### GIVEN DATA
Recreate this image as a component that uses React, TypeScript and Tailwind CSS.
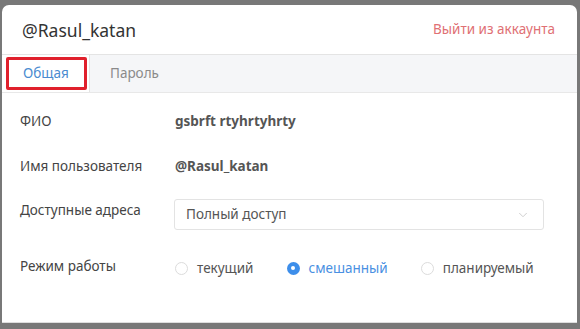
import { ChevronDown } from "lucide-react";

const font = { fontFamily: '"Noto Sans", "Open Sans", sans-serif' };

function Radio({ label, checked }: { label: string; checked?: boolean }) {
  return (
    <label className="flex items-center gap-[9px]">
      {checked ? (
        <span className="flex h-[13px] w-[13px] items-center justify-center rounded-full bg-[#3d8eea]">
          <span className="h-[4px] w-[4px] rounded-full bg-white" />
        </span>
      ) : (
        <span className="h-[13px] w-[13px] rounded-full border border-[#dcdcdc] bg-white" />
      )}
      <span className={checked ? "text-[#4a90e2]" : "text-[#555]"}>{label}</span>
    </label>
  );
}

export default function App() {
  return (
    <div
      className="h-[329px] w-[580px] bg-[#787878] pl-[2px] pt-[5px] text-[13.5px]"
      style={font}
    >
      <div className="h-[318px] w-[575px] rounded-t-[7px] border-b border-[#dedede] bg-white">
        <div className="flex h-[50px] items-center justify-between border-b border-[#e4e4e4] pl-[20px] pr-[22px]">
          <h2 className="pt-[2px] text-[17.5px] text-[#333]">@Rasul_katan</h2>
          <button className="text-[13.5px] text-[#e07074]">Выйти из аккаунта</button>
        </div>
        <div className="flex h-[38px] border-b border-[#e8e8e8] bg-[#f5f6f8]">
          <div className="relative flex w-[88px] items-center border-r border-[#e4e4e4] bg-white pl-[21px] text-[#4a8bd0]">
            Общая
            <div className="absolute left-[4px] top-[2px] h-[33px] w-[81px] rounded-[2px] border-[3px] border-[#e0202c]" />
          </div>
          <div className="flex items-center pl-[20px] text-[#8a8a8a]">Пароль</div>
        </div>
        <div className="pl-[18px] pt-[6px] text-[#444]">
          <div className="flex h-[45px] items-center">
            <div className="w-[155px]">ФИО</div>
            <div className="font-bold text-[#555]">gsbrft rtyhrtyhrty</div>
          </div>
          <div className="flex h-[45px] items-center">
            <div className="w-[155px]">Имя пользователя</div>
            <div className="font-bold text-[#555]">@Rasul_katan</div>
          </div>
          <div className="mt-[10px] flex items-start">
            <div className="w-[154px] pt-[1px]">Доступные адреса</div>
            <div className="flex h-[31px] w-[370px] items-center justify-between rounded-[3px] border border-[#e3e3e3] pl-[11px] pr-[13px] text-[#555]">
              <span>Полный доступ</span>
              <ChevronDown className="h-[14px] w-[14px] text-[#c8c8c8]" strokeWidth={1.5} />
            </div>
          </div>
          <div className="mt-[26px] flex items-start">
            <div className="w-[155px]">Режим работы</div>
            <div className="mt-[2px] flex gap-[33px]">
              <Radio label="текущий" />
              <Radio label="смешанный" checked />
              <Radio label="планируемый" />
            </div>
          </div>
        </div>
      </div>
    </div>
  );
}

### WORK INSTRUCTIONS
Give an exact reproduction of every line, leaving out any picture.

### FINISHED TASK
Recreate this image as a component that uses React, TypeScript and Tailwind CSS.
import { ChevronDown } from "lucide-react";

const font = { fontFamily: '"Noto Sans", "Open Sans", sans-serif' };

function Radio({ label, checked }: { label: string; checked?: boolean }) {
  return (
    <label className="flex items-center gap-[9px]">
      {checked ? (
        <span className="flex h-[13px] w-[13px] items-center justify-center rounded-full bg-[#3d8eea]">
          <span className="h-[4px] w-[4px] rounded-full bg-white" />
        </span>
      ) : (
        <span className="h-[13px] w-[13px] rounded-full border border-[#dcdcdc] bg-white" />
      )}
      <span className={checked ? "text-[#4a90e2]" : "text-[#555]"}>{label}</span>
    </label>
  );
}

export default function App() {
  return (
    <div
      className="h-[329px] w-[580px] bg-[#787878] pl-[2px] pt-[5px] text-[13.5px]"
      style={font}
    >
      <div className="h-[318px] w-[575px] rounded-t-[7px] border-b border-[#dedede] bg-white">
        <div className="flex h-[50px] items-center justify-between border-b border-[#e4e4e4] pl-[20px] pr-[22px]">
          <h2 className="pt-[2px] text-[17.5px] text-[#333]">@Rasul_katan</h2>
          <button className="text-[13.5px] text-[#e07074]">Выйти из аккаунта</button>
        </div>
        <div className="flex h-[38px] border-b border-[#e8e8e8] bg-[#f5f6f8]">
          <div className="relative flex w-[88px] items-center border-r border-[#e4e4e4] bg-white pl-[21px] text-[#4a8bd0]">
            Общая
            <div className="absolute left-[4px] top-[2px] h-[33px] w-[81px] rounded-[2px] border-[3px] border-[#e0202c]" />
          </div>
          <div className="flex items-center pl-[20px] text-[#8a8a8a]">Пароль</div>
        </div>
        <div className="pl-[18px] pt-[6px] text-[#444]">
          <div className="flex h-[45px] items-center">
            <div className="w-[155px]">ФИО</div>
            <div className="font-bold text-[#555]">gsbrft rtyhrtyhrty</div>
          </div>
          <div className="flex h-[45px] items-center">
            <div className="w-[155px]">Имя пользователя</div>
            <div className="font-bold text-[#555]">@Rasul_katan</div>
          </div>
          <div className="mt-[10px] flex items-start">
            <div className="w-[154px] pt-[1px]">Доступные адреса</div>
            <div className="flex h-[31px] w-[370px] items-center justify-between rounded-[3px] border border-[#e3e3e3] pl-[11px] pr-[13px] text-[#555]">
              <span>Полный доступ</span>
              <ChevronDown className="h-[14px] w-[14px] text-[#c8c8c8]" strokeWidth={1.5} />
            </div>
          </div>
          <div className="mt-[26px] flex items-start">
            <div className="w-[155px]">Режим работы</div>
            <div className="mt-[2px] flex gap-[33px]">
              <Radio label="текущий" />
              <Radio label="смешанный" checked />
              <Radio label="планируемый" />
            </div>
          </div>
        </div>
      </div>
    </div>
  );
}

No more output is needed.